In the statement today, Ofqual's said: "[The VTQ Contingency Regulatory Framework] requires awarding organisations:
- who normally provide assessment opportunities between September and January of an academic year to additionally make those assessments available to learners who were eligible to receive a result through a teacher-assessed grade, as well as those who would ordinarily take an assessment at that time.
- who do not normally provide assessment opportunities between September and January to provide those opportunities where it reasonably considers there is sufficient demand and would be manageable to both the awarding organisation and centres.”
Bill Watkin, chief executive of the Sixth Form Colleges Association said: “It is important that students will have an opportunity to improve their grades in the autumn, and colleges will be working to support those students who want to improve on their summer grades by sitting an exam in the autumn. The challenge for young people, particularly those without access to private tutors and supportive families, is how to prepare”.
Autumn exam series: 'Costly and unnecessary'
In April, the Association of Colleges said a full autumn exam series would be a “costly and unnecessary diversion for students, centres and awarding organisations” – and said the 2020 series attracted just 1 per cent of GCSE summer entries and 2 per cent of summer A-level entries.
In the AoC's consultation response, it said: “2021 will be the second year that a full autumn exam series has been proposed and our view remains that this is a costly and unnecessary diversion for students, centres and awarding organisations.
“Given the arrangements being put in place to grade all candidates, including private candidates, this summer, there is even less of a case for an autumn series in 2021 than there was in 2020.

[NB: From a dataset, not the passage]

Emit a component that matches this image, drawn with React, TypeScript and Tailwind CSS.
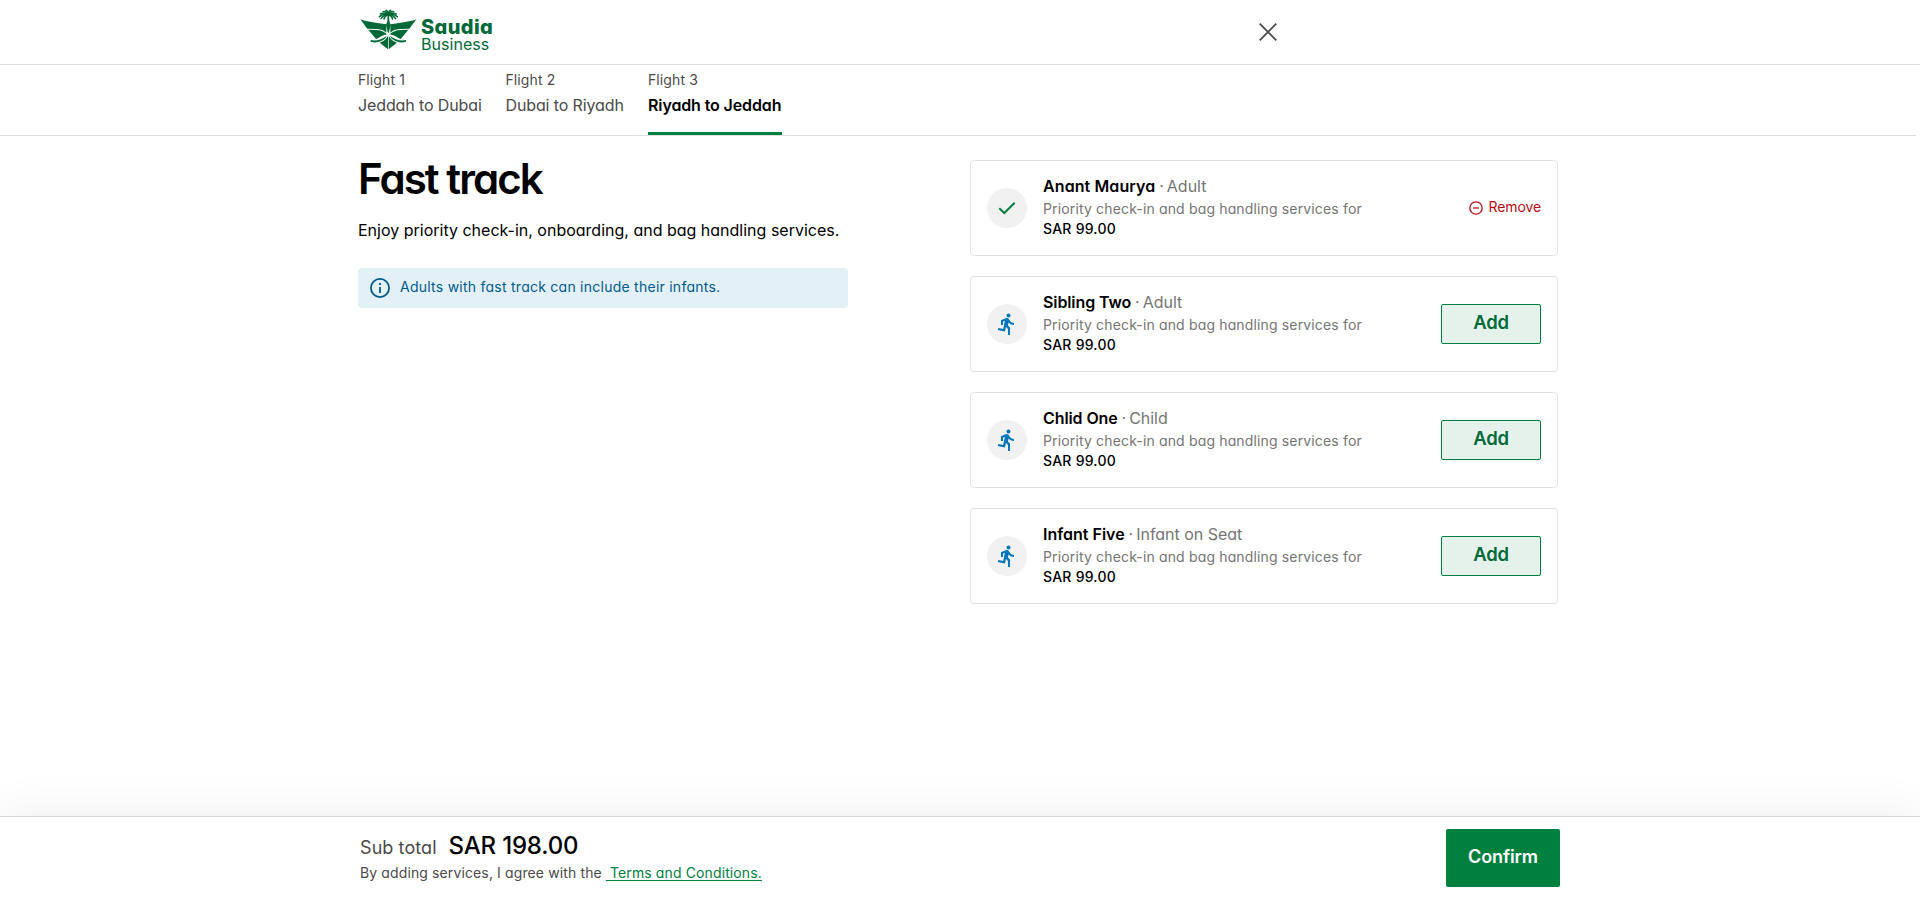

"The 2020 autumn series attracted 1 per cent of GCSE summer entries and 2 per cent of summer A-level entries, with some national subject entries having fewer than 100 entries. This is a very poor use of resources and where students do choose to enter, it could distract from their studies in the 2021-22 academic year. We are also concerned that it may serve to widen achievement gaps as more advantaged students may be coached or tutored for autumn series exams.”